2. Druish grooming habits differ greatly from those of the human population.

Yes, we think that lichen growing on our boughs is attractive. Little bird’s nest by my left ear? That’s an accessory. And don’t even get me started on the bears. What do you THINK they roll around in when no one’s looking? If you don’t enjoy that musky, woodsy fragrance, I’d suggest a druid who specializes in melee dps. After all, kitties at least attempt to give themselves a daily bath.

3. We’ll never be your perfect match.

Druids are hybrids, but if you’re a rogue looking for a melee dps soulmate, or a warlock looking for a partner-in-corruption, we’ll never quite cut the mustard. If you are too much of a purist, you won’t get along with a druid.

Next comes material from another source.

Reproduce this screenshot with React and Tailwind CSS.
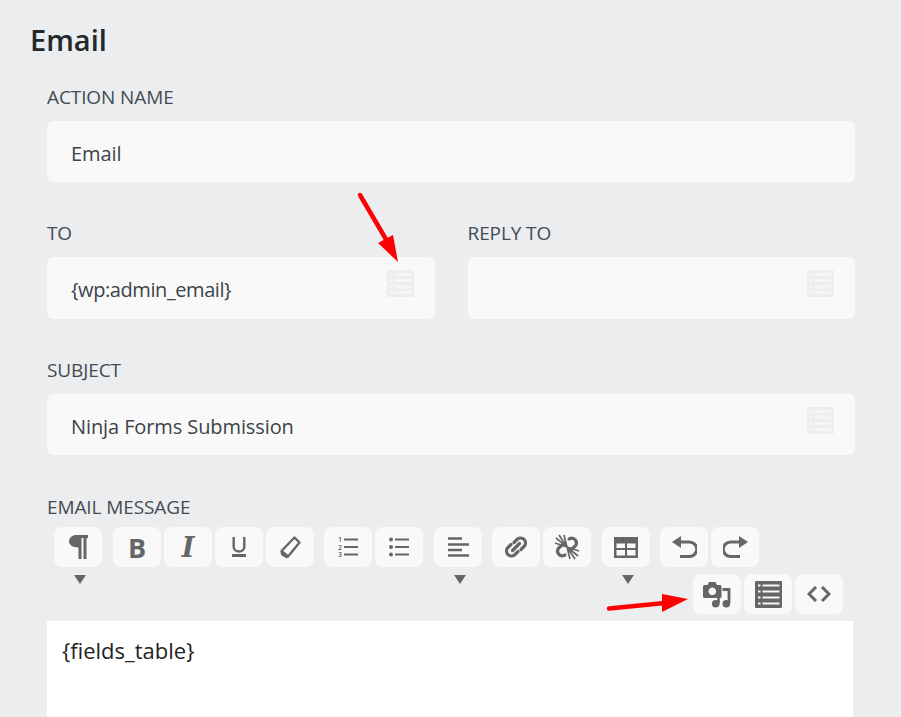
function Lines({ className }) {
  return (
    <svg viewBox="0 0 27 27" className={className}>
      <path
        fill="currentColor"
        fillRule="evenodd"
        d="M1 0h25a1 1 0 0 1 1 1v25a1 1 0 0 1-1 1H1a1 1 0 0 1-1-1V1a1 1 0 0 1 1-1z M3 3.500v2h2.500v-2z M7.500 3.500v2h17v-2z M3 9.500v2h2.500v-2z M7.500 9.500v2h17v-2z M3 15.500v2h2.500v-2z M7.500 15.500v2h17v-2z M3 21.500v2h2.500v-2z M7.500 21.500v2h17v-2z"
      />
    </svg>
  );
}

function Btn({ children, caret }) {
  return (
    <div className="relative w-12 h-10 rounded-lg bg-[#f9f9f9] flex items-center justify-center text-[#666]">
      {children}
      {caret && (
        <svg viewBox="0 0 12 9" className="absolute left-[20px] top-12 w-3 h-[9px] text-[#666]">
          <path fill="currentColor" d="M0 0h12L6 9z" />
        </svg>
      )}
    </div>
  );
}

function Group({ children, className = "" }) {
  return <div className={`flex gap-[3px] ${className}`}>{children}</div>;
}

function Field({ label, value, icon, className = "", boxClass = "h-[61px]", valueClass = "tracking-[-0.1px]" }) {
  return (
    <div className={className}>
      <div className="text-[19px] leading-[25px] text-[#444b52] mb-[11px] tracking-[-0.1px]">{label}</div>
      <div className={`relative rounded-md bg-[#f9f9f9] pl-6 pt-[4px] flex items-center text-[20px] text-[#3c434a] ${boxClass} ${valueClass}`}>
        {value}
        {icon && <Lines className="absolute right-[21px] top-[13px] w-[27px] h-[27px] text-[#eeeeee]" />}
      </div>
    </div>
  );
}

export default function App() {
  return (
    <div className="relative w-[901px] h-[717px] overflow-hidden bg-[#ecedef] font-['Open_Sans',sans-serif]">
      <h1 className="pl-[30px] pt-[20px] text-[29px] leading-10 font-semibold text-[#23282d]">Email</h1>
      <div className="pl-[47px] pr-[46px] pt-[25px]">
        <Field label="ACTION NAME" value="Email" />
        <div className="flex gap-[33px] mt-[39px]">
          <Field className="flex-1" boxClass="h-[62px]" valueClass="tracking-[-0.42px]" label="TO" value="{wp:admin_email}" icon />
          <Field className="flex-1" boxClass="h-[62px]" label="REPLY TO" value="" icon />
        </div>
        <Field className="mt-[39px]" label="SUBJECT" value="Ninja Forms Submission" icon />
        <div className="mt-[40px] text-[19px] leading-[25px] text-[#444b52] tracking-[-0.1px]">EMAIL MESSAGE</div>

        <div className="h-[101px] pl-[7px] pt-[7px]">
          <div className="flex">
            <Group>
              <Btn caret>
                <svg viewBox="0 0 19 24" className="w-[19px] h-6">
                  <path fill="currentColor" d="M7.500 0H19v3h-1.500v21h-3V3h-2v21h-3V12.500C3.500 12.500 0 10 0 6.300S3.500 0 7.500 0z" />
                </svg>
              </Btn>
            </Group>
            <Group className="ml-[11px]">
              <Btn>
                <span className="text-[27px] font-bold leading-none text-[#666]">B</span>
              </Btn>
              <Btn>
                <span className="text-[27px] font-bold italic leading-none font-['DejaVu_Serif',serif] text-[#666]">I</span>
              </Btn>
              <Btn>
                <svg viewBox="0 0 14 20" className="w-[14px] h-5">
                  <path fill="none" stroke="currentColor" strokeWidth="2.400" d="M1.700 0v10c0 6 10.600 6 10.600 0V0" />
                  <path fill="currentColor" d="M0 17h14v3H0z" />
                </svg>
              </Btn>
              <Btn>
                <svg viewBox="0 0 21 23" className="w-[21px] h-[23px]">
                  <path fill="none" stroke="currentColor" strokeWidth="2.400" strokeLinejoin="round" d="M14.500 1.500L19.500 6.500 8 20.500 1.500 15z" />
                  <path fill="currentColor" d="M1.500 14.500L8 20.500 7 22.500 1.500 19.500 0.500 17z" />
                </svg>
              </Btn>
            </Group>
            <Group className="ml-[10px]">
              <Btn>
                <svg viewBox="-1 -5 22 30" className="w-[22px] h-[30px] overflow-visible">
                  <path stroke="currentColor" strokeWidth="1.800" d="M6 2.500h14M6 10h14M6 17.500h14" />
                  <text x="0" y="5.300" fontSize="7" fontWeight="600" fill="currentColor" fontFamily="'Open Sans',sans-serif">1</text>
                  <text x="0" y="12.800" fontSize="7" fontWeight="600" fill="currentColor" fontFamily="'Open Sans',sans-serif">2</text>
                  <text x="0" y="20.300" fontSize="7" fontWeight="600" fill="currentColor" fontFamily="'Open Sans',sans-serif">3</text>
                </svg>
              </Btn>
              <Btn>
                <svg viewBox="0 0 20 20" className="w-5 h-5">
                  <path stroke="currentColor" strokeWidth="1.800" d="M6 2.500h14M6 10h14M6 17.500h14" />
                  <circle cx="2" cy="2.500" r="2" fill="currentColor" />
                  <circle cx="2" cy="10" r="2" fill="currentColor" />
                  <circle cx="2" cy="17.500" r="2" fill="currentColor" />
                </svg>
              </Btn>
            </Group>
            <Group className="ml-[11px]">
              <Btn caret>
                <svg viewBox="0 0 21 20" className="w-[21px] h-5">
                  <path stroke="currentColor" strokeWidth="2.400" d="M0 1.500h14M0 7.500h21M0 13h14M0 18.500h21" />
                </svg>
              </Btn>
            </Group>
            <Group className="ml-[10px]">
              <Btn>
                <svg viewBox="0 0 26 26" className="w-[26px] h-[26px]">
                  <g fill="none" stroke="currentColor" strokeWidth="3.200" strokeLinecap="round">
                    <path d="M11 8.500l3.500-3.500a5 5 0 0 1 7 7L18 15.500" />
                    <path d="M15 17.500l-3.500 3.500a5 5 0 0 1-7-7L8 10.500" />
                    <path d="M9.500 16.500l7-7" />
                  </g>
                </svg>
              </Btn>
              <Btn>
                <svg viewBox="0 0 26 26" className="w-[26px] h-[26px]">
                  <g fill="none" stroke="currentColor" strokeWidth="3.200" strokeLinecap="round">
                    <path d="M15 5l1-.6a4.800 4.800 0 0 1 5.600 7.200l-5 4.400" />
                    <path d="M11 21l-1 .6a4.800 4.800 0 0 1-5.600-7.200l5-4.400" />
                  </g>
                  <g stroke="currentColor" strokeWidth="1.700">
                    <path d="M13 13L2 4M13 13L5 1M13 13L10 1M13 13L1 9" />
                    <path d="M13 13L24 22M13 13L21 25M13 13L16 25M13 13L25 17" />
                  </g>
                </svg>
              </Btn>
            </Group>
            <Group className="ml-[11px]">
              <Btn caret>
                <svg viewBox="0 0 24 21" className="w-6 h-[21px]">
                  <path fill="currentColor" fillRule="evenodd" d="M0 0h24v21H0z M2.500 6.500v4.500h8.500V6.500z M13 6.500v4.500h8.500V6.500z M2.500 13v5.500h8.500V13z M13 13v5.500h8.500V13z" />
                </svg>
              </Btn>
            </Group>
            <Group className="ml-[10px]">
              <Btn>
                <svg viewBox="0 0 25 22" className="w-[25px] h-[22px]">
                  <path fill="currentColor" d="M0 6L9 0v12z" />
                  <path fill="none" stroke="currentColor" strokeWidth="3" d="M7 6h10.500a7 7 0 0 1 0 14.500H8" />
                </svg>
              </Btn>
              <Btn>
                <svg viewBox="0 0 25 22" className="w-[25px] h-[22px]">
                  <path fill="currentColor" d="M25 6L16 0v12z" />
                  <path fill="none" stroke="currentColor" strokeWidth="3" d="M18 6H7.500a7 7 0 0 0 0 14.500H17" />
                </svg>
              </Btn>
            </Group>
          </div>
          <div className="flex justify-end gap-[3px] mt-[7px] pr-[12px]">
            <Btn>
              <svg viewBox="0 0 28 27" className="w-7 h-[27px]">
                <path fill="currentColor" fillRule="evenodd" d="M1.500 4H4.500L6 1h6.500L14 4h3a1.500 1.500 0 0 1 1.500 1.500V15.500A1.500 1.500 0 0 1 17 17H1.500A1.500 1.500 0 0 1 0 15.500V5.500A1.500 1.500 0 0 1 1.500 4z M9.300 6.500a3.800 3.800 0 1 0 .01 0z" />
                <path fill="none" stroke="currentColor" strokeWidth="2.800" d="M19.500 8.500h6.500v14" />
                <path fill="none" stroke="currentColor" strokeWidth="2.600" d="M15.500 16.500v6" />
                <circle cx="12.700" cy="22.800" r="3.800" fill="currentColor" />
                <circle cx="23.300" cy="22.800" r="3.800" fill="currentColor" />
              </svg>
            </Btn>
            <Btn>
              <Lines className="w-[27px] h-[27px] text-[#666]" />
            </Btn>
            <Btn>
              <svg viewBox="0 0 24 16" className="w-6 h-4">
                <path fill="none" stroke="currentColor" strokeWidth="3" d="M9 1L2 8l7 7M15 1l7 7-7 7" />
              </svg>
            </Btn>
          </div>
        </div>

        <div className="w-[806px] h-[200px] bg-white pl-[15px] pt-[14px] text-[22px] leading-[30px] text-[#222]">{"{fields_table}"}</div>
      </div>

      <svg viewBox="0 0 901 717" className="absolute inset-0 w-[901px] h-[717px] pointer-events-none">
        <path stroke="#ff0000" strokeWidth="4.500" strokeLinecap="round" d="M360 195L387 241" />
        <path fill="#ff0000" d="M378 243L393 235L398 262z" />
        <path stroke="#ff0000" strokeWidth="4.500" strokeLinecap="round" d="M609 608.500L665 603" />
        <path fill="#ff0000" d="M662 594L688 599L662 612z" />
      </svg>
    </div>
  );
}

4. All druids are shifty by nature.

If we’ve done something bad, you’ll never find us. If we’ve done something really bad, we’ll probably blame it on you and cower invisibly in your closet.

5. And finally, we’re too idealistic.

One of these days, the Emerald Dream will beckon your druid lover, and he or she will be afk until further notice. There’s a reason that most mystics stay single. If you do date a druid, you’ll have to help her keep her paws firmly in the here-and-now.

As for me, well, my dance card is full. Turns out that a tree’s perfect match is a warrior–heh, maybe the low intellect lets him overlook those scratchy branches.